I found Cary Elwes down the back of a sofa. It all started in a lift, an…elevator. Apropos of nothing, some cat started complaining about an eyelash trapped in his eye like a simile of your choice. I suggested he try blinking, he said ‘Abe Lincoln?’ and from there it all got a bit Mel Brookes. Robin Hood: Men In Tights, easily my favourite 1990s Robin Hood spoof starring Cary Elwes.

Here at Frood we trust that you had an enjoyable end of December-type period and are slowly ramping up to the blank slate of an arbitrarily delineated new year. Two neutrons have been drinking in a bar for several hours. One turns to the other and asks ‘what state are you in?’

Last year I chose not to make any New Year’s resolutions: I wouldn’t decide to join a gym, give up drinking or change my opinion of musical theatre. It was a resolution I managed to keep for the entire year. So there’s that.

But it got me thinking that maybe the problem with these resolutions is that they’re symptomatic of a roundhead impulse in a cavalier mind. That is to say that it’s not that they’re ‘good’ that’s the issue, it’s that they’re so damn worthy. And being good-with-a-capital-sanctimonious takes far too much energy, so they’re doomed to fail. That’s before one factors in the general ghastliness of January/February.

I accept that it probably is good to try and be a little more open-minded about musical theatre even if it is a punishment for theft in some cultures. I’ll even continue to accept that as a proposition unless and until I have to watch 2 minutes of fucking Cats (very poor choice of words).

But all that being said, maybe the point of a resolution shouldn’t be to stick to it. To be trite, maybe the journey matters more than the destination. Maybe it’s not the finding, but the searching.

Some years back I decided to try something new every month that I would ordinarily avoid like a Michael Bay movie.

I signed up for ballroom dancing classes with my then girlfriend, the next month I decided to see if I could condition myself to like bananas by eating one every day (nope). And so on. I’m pretty sure I stole the concept from an episode of Friends but the idea was a minor revolution for me – instead of asking why, I’d ask why not. I wouldn’t let my natural wariness of looking genuinely like a pillock put me off and I wouldn’t dismiss something for being uncool or somehow beneath me.

I figured that some things wouldn’t stick, others might, but either way in trying new things, especially things that I definitely ‘knew’ I didn’t like, maybe I’d get a new hobby, or a new perspective.

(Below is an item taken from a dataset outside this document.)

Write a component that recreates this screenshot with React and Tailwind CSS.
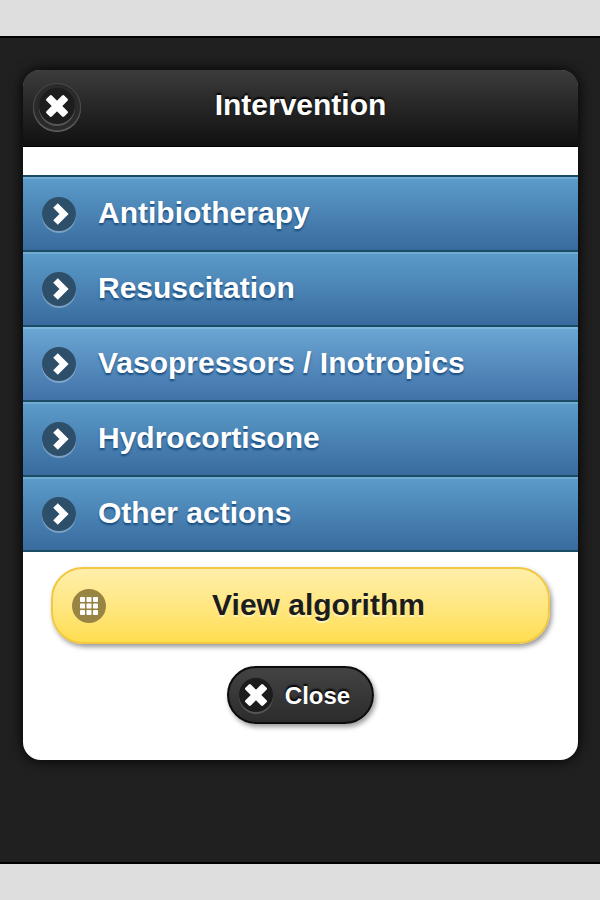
import clsx from 'clsx'

const sections = [
  { id: 'antibiotherapy', label: 'Antibiotherapy' },
  { id: 'resuscitation', label: 'Resuscitation' },
  { id: 'vasopressors', label: 'Vasopressors / Inotropics', hover: true },
  { id: 'hydrocortisone', label: 'Hydrocortisone' },
  { id: 'other', label: 'Other actions' },
]

const CrossIcon = ({ className }) => (
  <svg viewBox="0 0 24 24" className={className} fill="#fff" aria-hidden="true">
    <g transform="rotate(45 12 12)">
      <rect x="-0.5" y="8.2" width="25" height="7.6" rx="1.4" />
      <rect x="8.2" y="-0.5" width="7.6" height="25" rx="1.4" />
    </g>
  </svg>
)

const ArrowIcon = ({ className }) => (
  <svg viewBox="0 0 34 34" className={className} aria-hidden="true">
    <path d="M13.5 8.5 22 17 13.5 25.5" fill="none" stroke="#fff" strokeWidth="6.5" />
  </svg>
)

const GridIcon = ({ className }) => (
  <svg viewBox="0 0 34 34" className={className} fill="#fff" aria-hidden="true">
    {[8, 14.5, 21].map((y) =>
      [8, 14.5, 21].map((x) => <rect key={`${x}-${y}`} x={x} y={y} width="5" height="5" rx="0.8" />)
    )}
  </svg>
)

const SectionRow = ({ label, hover }) => (
  <li className="border-t-2 border-[#1a4c66]">
    <button
      type="button"
      className={clsx(
        'flex w-full items-center gap-[22px] border-t-2 bg-linear-to-b px-[19px] h-[73px] pb-[2px] text-left text-[30px] leading-[36px] font-bold text-white [text-shadow:0_2px_2px_#194b7e]',
        hover
          ? 'border-[#7fb6de] from-[#6aa6d3] to-[#4272a8]'
          : 'border-[#72acd2] from-[#5b9bc9] to-[#396b9e]'
      )}
    >
      <span className="size-[34px] shrink-0 rounded-full bg-[#2e4f6a] shadow-[0_2px_0_rgba(255,255,255,0.3)]">
        <ArrowIcon className="size-[34px]" />
      </span>
      <span className="pb-[2px]">{label}</span>
    </button>
  </li>
)

const InterventionDialog = () => (
  <section
    role="dialog"
    aria-labelledby="dialog-title"
    className="mt-8 mr-[22px] ml-[23px] rounded-[18px] bg-white shadow-[0_0_14px_#000]"
  >
    <header className="grid h-[77px] grid-cols-[60px_1fr_60px] items-center rounded-t-[16px] border-b border-black bg-linear-to-b from-[#3c3c3c] to-[#101110] px-[10px] pb-[3px] text-white">
      <button
        type="button"
        aria-label="Close dialog"
        className="flex size-12 items-center justify-center rounded-full border border-[#4a4a4a] bg-[#292a29] pb-[2px] shadow-[0_1px_0_#666]"
      >
        <span className="flex size-[36px] items-center justify-center rounded-full bg-[#1c1d1c] shadow-[0_2px_0_#565656]">
          <CrossIcon className="size-[24px]" />
        </span>
      </button>
      <h1
        id="dialog-title"
        className="pb-1 text-center text-[30px] leading-[36px] font-bold [text-shadow:0_-2px_2px_#000]"
      >
        Intervention
      </h1>
    </header>

    <ul className="mt-7 border-b-2 border-[#1a4c66]">
      {sections.map((s) => (
        <SectionRow key={s.id} label={s.label} hover={s.hover} />
      ))}
    </ul>

    <div className="flex flex-col items-center gap-[22px] px-7 pt-[15px] pb-9">
      <button
        type="button"
        className="grid h-[77px] w-full grid-cols-[70px_1fr_34px] items-center rounded-[32px] border-2 border-[#f2c741] bg-linear-to-b from-[#ffefaa] to-[#ffde4d] px-[19px] text-[#1c1c1c] shadow-[2px_3px_5px_rgba(0,0,0,0.4)]"
      >
        <span className="size-[34px] rounded-full bg-[#998543]">
          <GridIcon className="size-[34px]" />
        </span>
        <span className="pb-[2px] text-[30px] leading-[36px] font-bold [text-shadow:0_2px_0_#fff3b8]">
          View algorithm
        </span>
      </button>
      <button
        type="button"
        className="flex h-[58px] items-center gap-3 rounded-full border-2 border-[#0c0c0c] bg-linear-to-b from-[#434343] to-[#2b2c2b] pr-[22px] pl-[10px] text-white shadow-[2px_3px_5px_rgba(0,0,0,0.4)]"
      >
        <span className="flex size-[34px] items-center justify-center rounded-full bg-[#1c1c1c] shadow-[0_2px_0_#555]">
          <CrossIcon className="size-[24px]" />
        </span>
        <span className="pt-[2px] text-[24px] leading-[30px] font-bold [text-shadow:0_-2px_2px_#000]">
          Close
        </span>
      </button>
    </div>
  </section>
)

const App = () => (
  <div className="flex min-h-screen flex-col bg-[#dedede] py-9 font-['Liberation_Sans',Arial,sans-serif]">
    <main className="flex-1 border-y-2 border-black bg-[#202020] pb-16">
      <InterventionDialog />
    </main>
  </div>
)

export default App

Of course a revolution is defined as a turn through 360 degrees, the net result being that you end up back where you started. Which sort of explains the Russian revolution of 1917 if you’re in a callous or even glib frame of mind.

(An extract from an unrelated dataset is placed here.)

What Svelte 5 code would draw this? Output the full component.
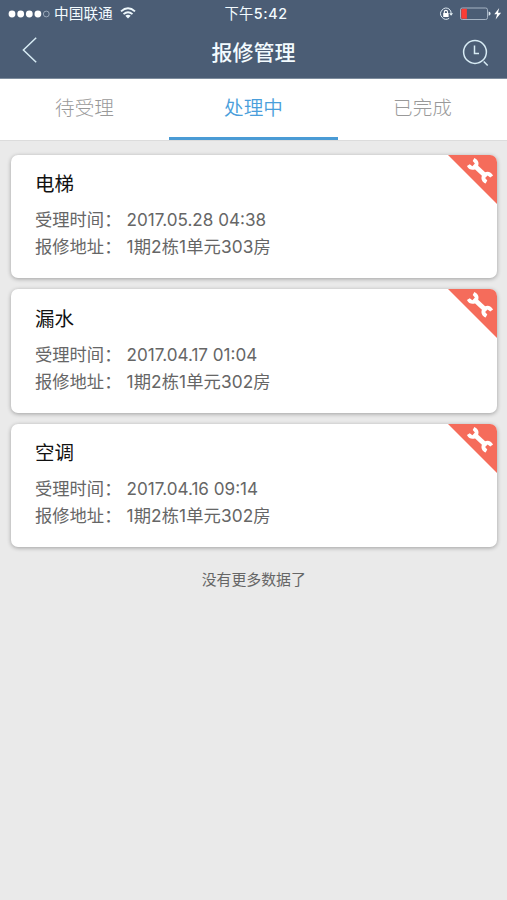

So obviously nothing I tried stuck with me for long except for tennis which lasted a whole 3-4 months. I really wasn’t good at painting and I loathe running. And I failed to change my personality wholesale – I’m still a cynical know it all in need of a sound thrashing.

But with hindsight I enjoyed the process. And I think I’ll try it again this year – not a resolution, but a revolution.

One thing I clearly won’t be giving up on though is silliness. Because everything in life feels far too serious and if I play along with that I’m worried I might get found out.

So I didn’t find Cary Elwes down the back of the sofa. That was a lie. I found him in a box in my attic. It was Kurosawa I found down the back of my sofa, with my self-esteem and some loose change.